In a running joke, Shakespeare is claimed in the movie by the Klingons. “You have not experienced Shakespeare until you have read him in the original Klingon,” says the Klingon ambassador (David Warner), and this cultural appropriation underscores the clash of civilizations. The lines from Hamlet, Henry V, The Merchant of Venice, and other plays are also another way to bring the series full circle: Star Trek has always ridden the coattails of Western Literature as a way of conferring on itself the cultural authority that sci-fi has historically lacked.
The movie is not without its issues. As usual with Trek, and sci-fi in general, women don’t have much to do. The movie somewhat makes up for this by creating the intriguing character of Lt. Valeris, a half-Vulcan/half-Romulan protégé of Spock, played slyly by Kim Cattrall. But Valeris not only is revealed as treacherous, she is also the victim of an information-gleaning “mind meld” by Spock that plays somewhere between torture and rape. Racial representation is also problematic. The movie’s theme of racial tolerance resonates up to a point but is ultimately undercut by the reassertion of Trek‘s traditional privileging of white patriarchy.

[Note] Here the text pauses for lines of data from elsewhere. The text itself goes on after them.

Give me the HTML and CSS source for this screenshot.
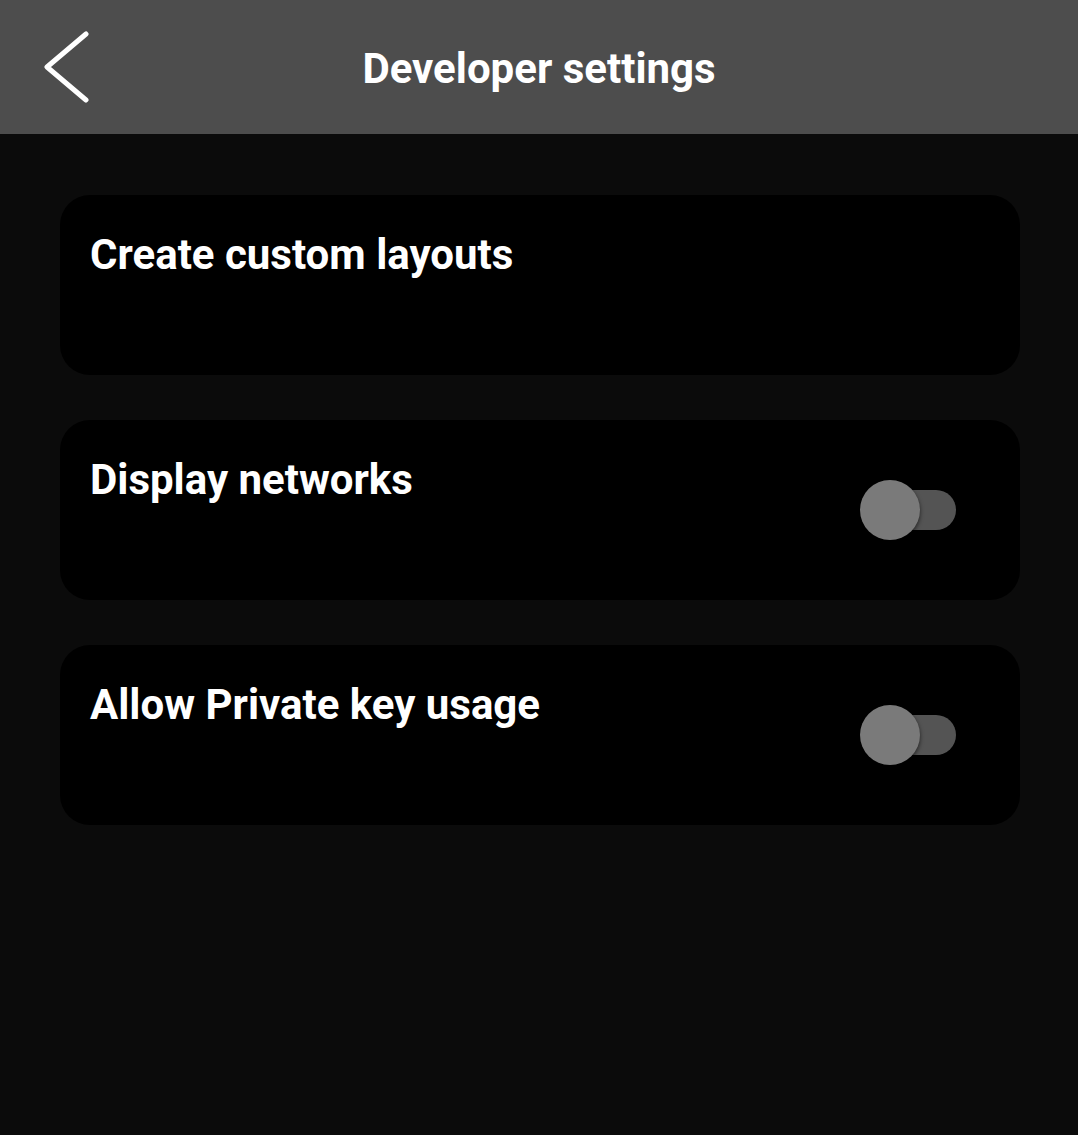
FILE: index.html
```html
<!DOCTYPE html>
<html lang="en">
<head>
<meta charset="utf-8">
<title>Developer settings</title>
<link rel="stylesheet" href="styles.css">
</head>
<body>
<header class="topbar">
  <button class="back" aria-label="Back">
    <svg width="50" height="76" viewBox="0 0 50 76">
      <polyline points="42,5 3,38 42,71" fill="none" stroke="#fff" stroke-width="5" stroke-linecap="round" stroke-linejoin="round"/>
    </svg>
  </button>
  <h1 class="title">Developer settings</h1>
</header>
<main class="list">
  <section class="card">
    <span class="label">Create custom layouts</span>
  </section>
  <section class="card">
    <span class="label">Display networks</span>
    <span class="switch"><span class="track"></span><span class="thumb"></span></span>
  </section>
  <section class="card">
    <span class="label">Allow Private key usage</span>
    <span class="switch"><span class="track"></span><span class="thumb"></span></span>
  </section>
</main>
</body>
</html>
```

FILE: styles.css
```css
html, body {
  margin: 0;
  padding: 0;
  background: #0b0b0b;
  height: 100%;
}
body {
  font-family: Roboto, "Liberation Sans", sans-serif;
  color: #fff;
}
.topbar {
  position: relative;
  height: 134px;
  background: #4d4d4d;
  display: flex;
  align-items: center;
  justify-content: center;
}
.back {
  position: absolute;
  left: 44px;
  top: 29px;
  padding: 0;
  border: 0;
  background: none;
  display: block;
  line-height: 0;
}
.title {
  margin: 0 0 0 0;
  font-size: 42px;
  font-weight: 700;
  line-height: 48px;
  padding-top: 4px;
}
.list {
  padding: 61px 58px 0 60px;
  display: flex;
  flex-direction: column;
  gap: 45px;
}
.card {
  height: 180px;
  box-sizing: border-box;
  background: #000;
  border-radius: 30px;
  padding: 37px 64px 0 30px;
  display: flex;
  justify-content: space-between;
  align-items: flex-start;
}
.label {
  font-size: 42px;
  font-weight: 700;
  line-height: 46px;
}
.switch {
  position: relative;
  align-self: center;
  width: 96px;
  height: 60px;
  margin-top: -37px;
}
.track {
  position: absolute;
  right: 0;
  top: 10px;
  width: 76px;
  height: 40px;
  border-radius: 20px;
  background: #545454;
}
.thumb {
  position: absolute;
  left: 0;
  top: 0;
  width: 60px;
  height: 60px;
  border-radius: 50%;
  background: #7a7a7a;
  box-shadow: 0 2px 4px rgba(0,0,0,0.6);
}
```
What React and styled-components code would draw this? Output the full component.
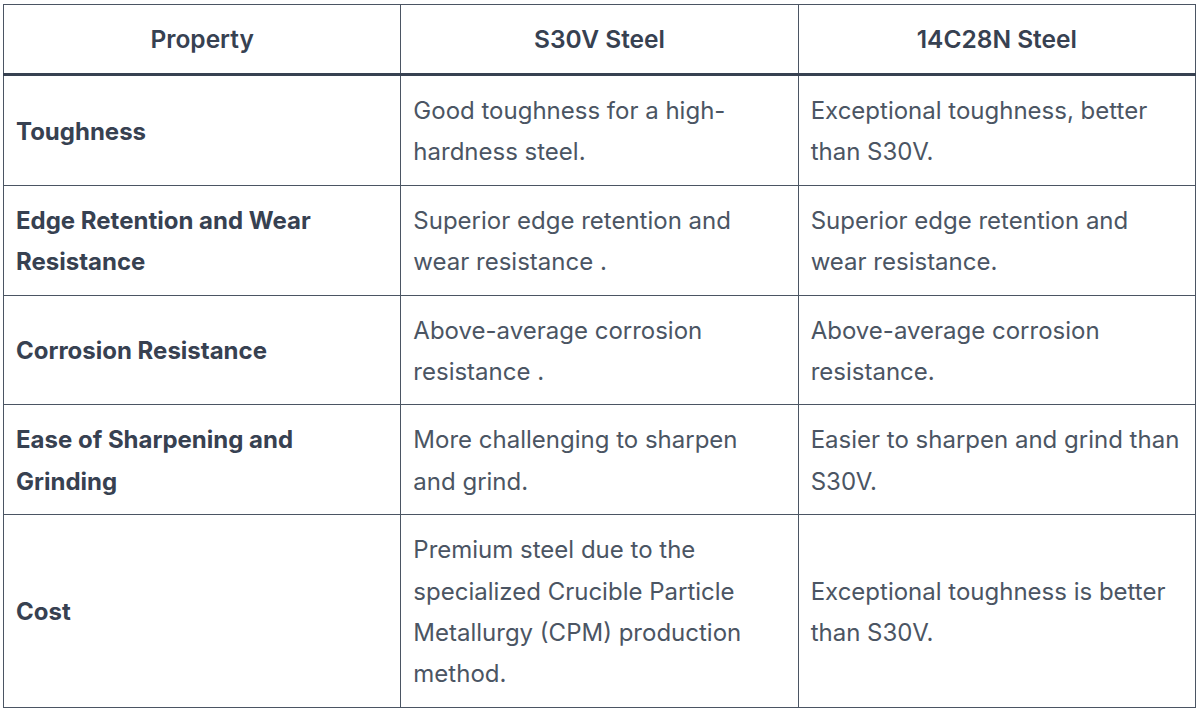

And yet, despite its flaws, it’s hard to think of a better note on which the original series could have gone out. All the Star Trek tropes are working — the political and racial allegory; the nods to Western Lit.; the operatic space battles; the thoughtful dialogue; the warm and teasing relationships; the goofiness; and also the seriousness of purpose. Twenty years after the movie made its plea for empathy and personal growth, urging us in the wake of the Cold War to find the courage to embrace an uncertain future, we seem as a society to have instead regressed. Like the characters in the movie, we could do worse than to give serious consideration to how our fears and prejudices continue to hold us back.